7. The Arnolfini Marriage of 1434, why it is not a marriage but a commemoration of a death, the part fruit played in painters’ compositions and, again, the religious significance of the composition.
8. Boy Bitten By a Lizard of 1600, who the boy really is, why Caravaggio was so subversive as a painter (and obnoxious as a human being), and the melancholy moral buried in the painting’s composition.
The filming is spectacular. Watching the paintings was not as visceral as being there, but they had far more impact than any reproduction I’ve ever seen. I would have liked more of the painting and less of Januszczak’s talking head, but it was a sensual experience to see the paintings, and I saw more because of Januszczak’s “story”.

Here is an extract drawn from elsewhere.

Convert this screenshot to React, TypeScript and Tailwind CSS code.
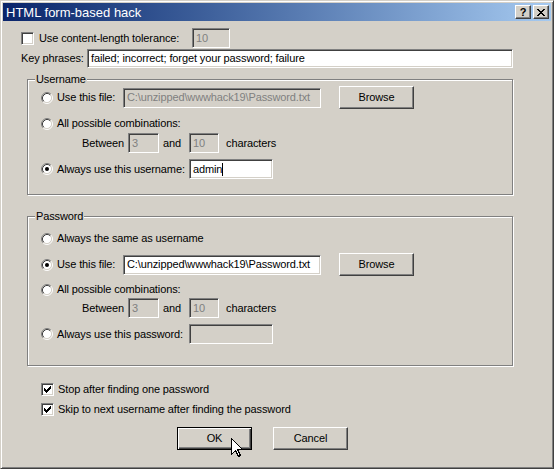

I viewed the Readers Digest edition of the series, which was a mistake. Their edition comes on three disks (70m, 70m and 50m per disk), not the two disks of other editions, and is missing the full colour booklet of resource material and reproductions of the paintings, as well as the DVD extras, the “making of” featurette and artists’ biographies, and it costs 40% more than the current commercial release in the US. So I have no idea what the “extras” were like.
Enjoyable, stimulating, enlightening, sometimes contentious, sometimes silly, but entertaining, and recommended, even for those, like me, who are not “into” art.
The effect the series had on me is just what I think Januszczak designed for his viewers, a realisation that paintings, which seem to benefit so much from the prevalence of video reproduction, are in fact poorly served by a representation, which, while almost lifelike, isn’t. I’ll be out more in future, looking at these and other paintings, when I get a chance to, seeing the oil that is beginning to crack and chip, see the grime starting to dull the colours, marvelling that an artist can rival a poet or singer in emotional intensity merely by the way he or she spreads paint on canvas.